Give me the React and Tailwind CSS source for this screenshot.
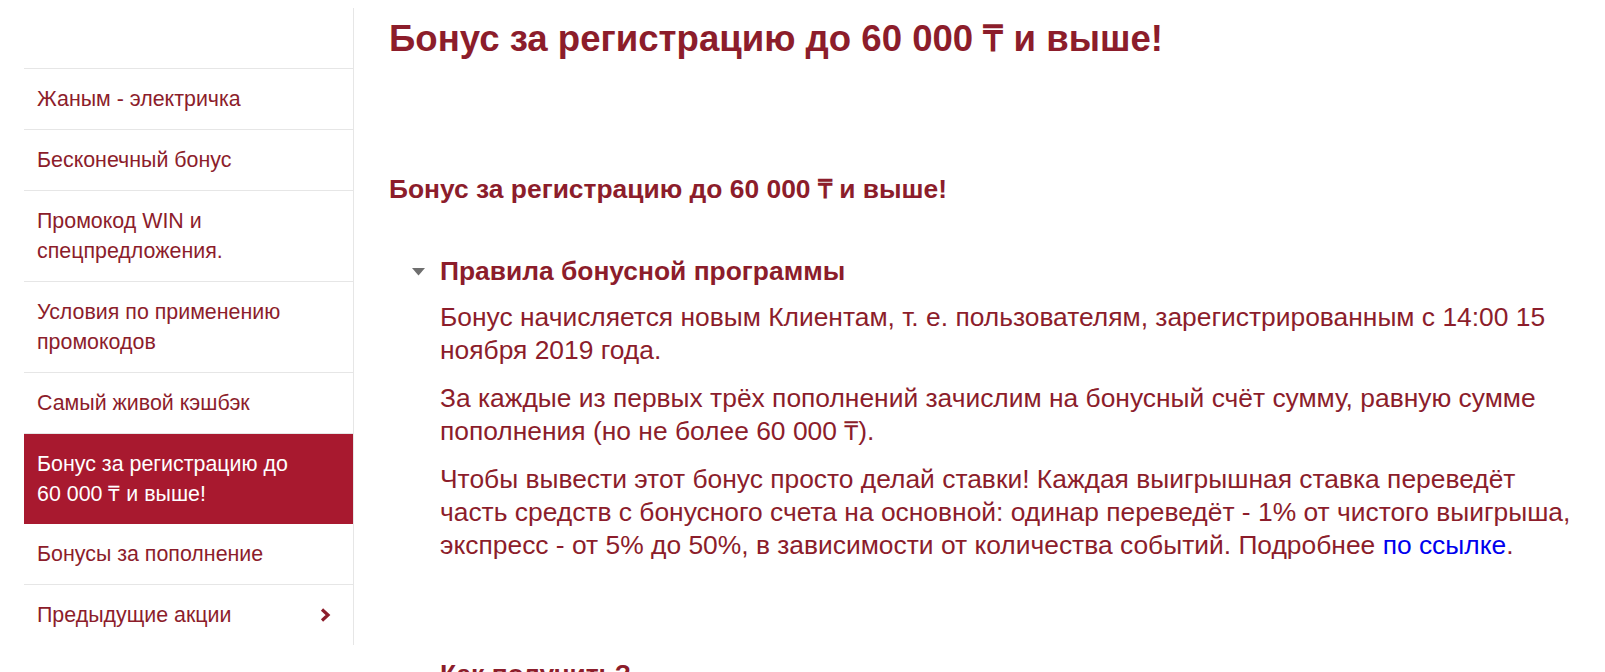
import React from "react";

const items = [
  { label: "Жаным - электричка" },
  { label: "Бесконечный бонус" },
  { label: "Промокод WIN и спецпредложения." },
  { label: "Условия по применению промокодов" },
  { label: "Самый живой кэшбэк" },
  { label: "Бонус за регистрацию до 60 000 ₸ и выше!", active: true },
  { label: "Бонусы за пополнение" },
  { label: "Предыдущие акции", chevron: true },
];

export default function App() {
  return (
    <div className="flex min-h-[672px] bg-white pt-2 font-['Liberation_Sans',Arial,sans-serif] text-[#8c1d2b]">
      <aside className="ml-6 w-[330px] shrink-0 self-start border-r border-[#e6e6e6]">
        <div className="h-[61px] border-b border-[#e6e6e6]" />
        {items.map((it, i) => (
          <div
            key={i}
            className={
              it.active
                ? "flex items-center bg-[#a8192f] py-[15px] pl-[13px] pr-[56px] text-[21.4px] leading-[30px] text-white"
                : i === items.length - 1
                ? "flex items-center py-[15px] pl-[13px] pr-4 text-[21.4px] leading-[30px]"
                : "flex items-center border-b border-[#e6e6e6] py-[15px] pl-[13px] pr-[56px] text-[21.4px] leading-[30px]"
            }
          >
            <span className="flex-1">{it.label}</span>
            {it.chevron && (
              <svg width="12" height="16" viewBox="0 0 12 16" className="mr-[6px]">
                <path d="M3 2.5 L9 8 L3 13.5" fill="none" stroke="#8c1d2b" strokeWidth="3.2" strokeLinecap="butt" strokeLinejoin="miter" />
              </svg>
            )}
          </div>
        ))}
      </aside>
      <main className="ml-[35px] min-w-0 flex-1 pr-[30px]">
        <h1 className="mt-[10px] text-[36.6px] font-bold leading-[41px]">
          Бонус за регистрацию до 60 000 ₸ и выше!
        </h1>
        <h2 className="mt-[115px] text-[26.4px] font-bold leading-[30px]">
          Бонус за регистрацию до 60 000 ₸ и выше!
        </h2>
        <div className="mt-[51px] pl-[51px]">
          <div className="flex items-center text-[26.4px] font-bold leading-[33px]">
            <svg width="13" height="8" viewBox="0 0 13 8" className="-ml-[28px] mr-[15px]">
              <path d="M0 0 L13 0 L6.5 7.5 Z" fill="#6f6f6f" />
            </svg>
            <span>Правила бонусной программы</span>
          </div>
          <div className="mt-[13px] text-[26.4px] leading-[33px]">
            <p>
              Бонус начисляется новым Клиентам, т. е. пользователям, зарегистрированным с 14:00 15 ноября 2019 года.
            </p>
            <p className="mt-[15px]">
              За каждые из первых трёх пополнений зачислим на бонусный счёт сумму, равную сумме пополнения (но не более 60 000 ₸).
            </p>
            <p className="mt-[15px]">
              Чтобы вывести этот бонус просто делай ставки! Каждая выигрышная ставка переведёт часть средств с бонусного счета на основной: одинар переведёт - 1% от чистого выигрыша, экспресс - от 5% до 50%, в зависимости от количества событий. Подробнее{" "}
              <a href="#" className="text-[#0000ee]">по ссылке</a>.
            </p>
          </div>
          <div className="mt-[96px] text-[26.4px] font-bold leading-[33px]">Как получить?</div>
        </div>
      </main>
    </div>
  );
}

#### [Work to do]
Show every line from the listing above in which the string "React" appears.

#### [Answer for this exercise]
Give me the React and Tailwind CSS source for this screenshot.
import React from "react";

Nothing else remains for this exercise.